【歴史の転換点から】江戸無血開城の「点と線」(6)西郷と勝 家近良樹教授に聞く(上)西郷の離れわざ [2)日本の歴史]
【歴史の転換点から】江戸無血開城の「点と線」(6)西郷と勝 家近良樹教授に聞く(上)西郷の離れわざ
「我が尽力今日に及びしもの、瓦解に到らしむ。憎むべきの極(きわみ)也」-。慶応4(後の明治元=1868)年5月15日(旧暦)、勝海舟は「幕末日記」にそう刻んだ。この日早朝、新政府軍は上野・寛永寺に立てこもる旧幕府武闘派・彰義隊に対する総攻撃を開始、夕方までに彰義隊は壊滅した。
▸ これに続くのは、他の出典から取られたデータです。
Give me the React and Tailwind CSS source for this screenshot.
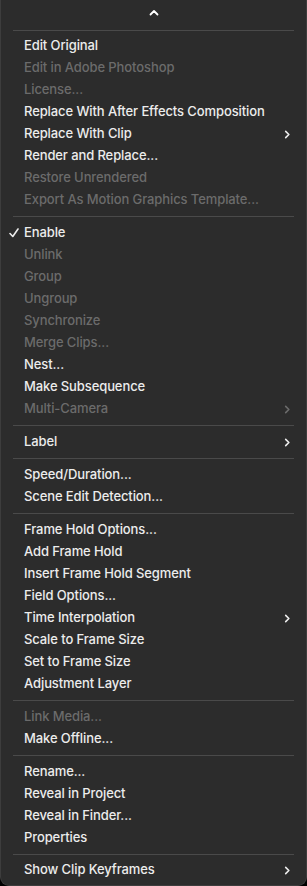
import React from 'react';

const menu = [
  [
    { label: 'Edit Original' },
    { label: 'Edit in Adobe Photoshop', off: true },
    { label: 'License...', off: true },
    { label: 'Replace With After Effects Composition' },
    { label: 'Replace With Clip', sub: true },
    { label: 'Render and Replace...' },
    { label: 'Restore Unrendered', off: true },
    { label: 'Export As Motion Graphics Template...', off: true },
  ],
  [
    { label: 'Enable', checked: true },
    { label: 'Unlink', off: true },
    { label: 'Group', off: true },
    { label: 'Ungroup', off: true },
    { label: 'Synchronize', off: true },
    { label: 'Merge Clips...', off: true },
    { label: 'Nest...' },
    { label: 'Make Subsequence' },
    { label: 'Multi-Camera', off: true, sub: true },
  ],
  [{ label: 'Label', sub: true }],
  [{ label: 'Speed/Duration...' }, { label: 'Scene Edit Detection...' }],
  [
    { label: 'Frame Hold Options...' },
    { label: 'Add Frame Hold' },
    { label: 'Insert Frame Hold Segment' },
    { label: 'Field Options...' },
    { label: 'Time Interpolation', sub: true },
    { label: 'Scale to Frame Size' },
    { label: 'Set to Frame Size' },
    { label: 'Adjustment Layer' },
  ],
  [{ label: 'Link Media...', off: true }, { label: 'Make Offline...' }],
  [
    { label: 'Rename...' },
    { label: 'Reveal in Project' },
    { label: 'Reveal in Finder...' },
    { label: 'Properties' },
  ],
  [{ label: 'Show Clip Keyframes', sub: true }],
];

const Chevron = ({ className, d }) => (
  <svg className={className} viewBox="0 0 10 10" fill="none" stroke="currentColor" strokeWidth="1.8" strokeLinecap="round" strokeLinejoin="round">
    <path d={d} />
  </svg>
);

const Separator = ({ tight }) => (
  <div className={tight ? 'pt-[5px] pb-[4px] px-3' : 'py-[5px] px-3'}>
    <div className="h-px bg-[#4a4a4a]" />
  </div>
);

const Item = ({ item }) => (
  <div className={`relative h-[22px] flex items-center pl-[23px] pr-[14px] ${item.off ? 'text-[#6b6b6b]' : 'text-[#ececec]'}`}>
    {item.checked && (
      <svg className="absolute left-[8px] top-[6px] w-[10px] h-[10px]" viewBox="0 0 10 10" fill="none" stroke="currentColor" strokeWidth="1.6" strokeLinecap="round" strokeLinejoin="round">
        <path d="M1 5.5 L3.8 8.5 L9 1" />
      </svg>
    )}
    <span className="flex-1 truncate">{item.label}</span>
    {item.sub && <Chevron className="w-[9px] h-[9px]" d="M3 1.5 L6.5 5 L3 8.5" />}
  </div>
);

export default function App() {
  return (
    <div className="w-[307px] h-[886px] bg-black">
      <div
        className="w-full h-full bg-[#2c2c2c] rounded-b-[9px] border border-[#3d3d3d] border-t-0 text-[13px] font-medium tracking-[-0.1px] select-none"
        style={{ fontFamily: 'Inter, "Noto Sans", "Liberation Sans", sans-serif' }}
      >
        <div className="h-[25px] flex items-center justify-center text-white">
          <Chevron className="w-[10px] h-[10px]" d="M1.5 6.5 L5 3 L8.5 6.5" />
        </div>
        <Separator tight />
        {menu.map((group, i) => (
          <React.Fragment key={i}>
            {i > 0 && <Separator tight={i === 7} />}
            {group.map((item) => (
              <Item key={item.label} item={item} />
            ))}
          </React.Fragment>
        ))}
      </div>
    </div>
  );
}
それまで勝は、「江戸の治安回復」を理由として水戸に謹慎中の前将軍、徳川慶喜の早期江戸帰還と徳川宗家に対する減封の最小化を新政府に働きかけてきた。が、この上野戦争における「完勝」は画期となった。江戸を名実ともに掌握した新政府が慶喜の帰還を認めるはずもなく、徳川宗家はまもなく、旧幕府時代の約6分の1にあたる70万石に減封されたうえ、駿河への転封を命じられる。